New compliant-pin technology, which allows system designers to rework the board and maximize system utility while achieving the necessary signal integrity, effectively reduces this performance gap between SMT and press-fit, rendering the difference null in a real channel. This allows designers to select the attachment method they prefer based on variables including layout, routing, and board thickness rather than signal integrity.
Further, by employing a triad wafer design, high-speed mezzanine connectors can offer high-speed differential pairs that can be tuned to 85–100Ω impedances, single-ended triads for low-speed options, and power triads. This allows designers to employ a single connector for different signal speeds, freeing up critical PCB space.
Thermal Management Strategies
As speeds increase and new modules enter the market, enhanced thermal management solutions are becoming a key element for next-gen systems. For example, stacked connectors deliver higher speeds, but use about 4.5–5W more power and produce more heat in 100Gb/s QSFP modules than standard interconnects, which isn’t desirable since module temperatures in enterprise systems must generally be kept below 70°C, with ambient enclosure temperature below 45°C to avoid decreased reliability and an overall decline in performance.
One successful new heat management approach is to employ internal riding heat sinks and high-flow cages designed to optimize air movement. This thermal management strategy can reduce the overall temperature in an emulated 5W optical QSFP module by 9°C, so this and others like it will be vital for the next-gen modules required to support 7W or more.

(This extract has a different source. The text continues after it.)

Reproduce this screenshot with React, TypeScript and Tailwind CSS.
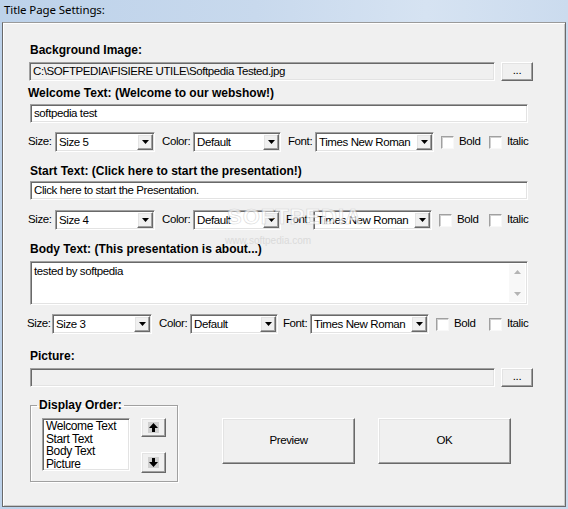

The demand for fast data is already overwhelming, and will only continue to grow as each novel new solution quickly becomes the latest benchmark for standard. So, future interconnect solutions must continue to enable both advanced technology and increased network bandwidth. Successful products will need to be capable of supporting a wide range of data rates using multiple connector shapes and sizes, and new designs must meet demanding high-speed performance requirements while simultaneously optimizing both efficiency and reliability.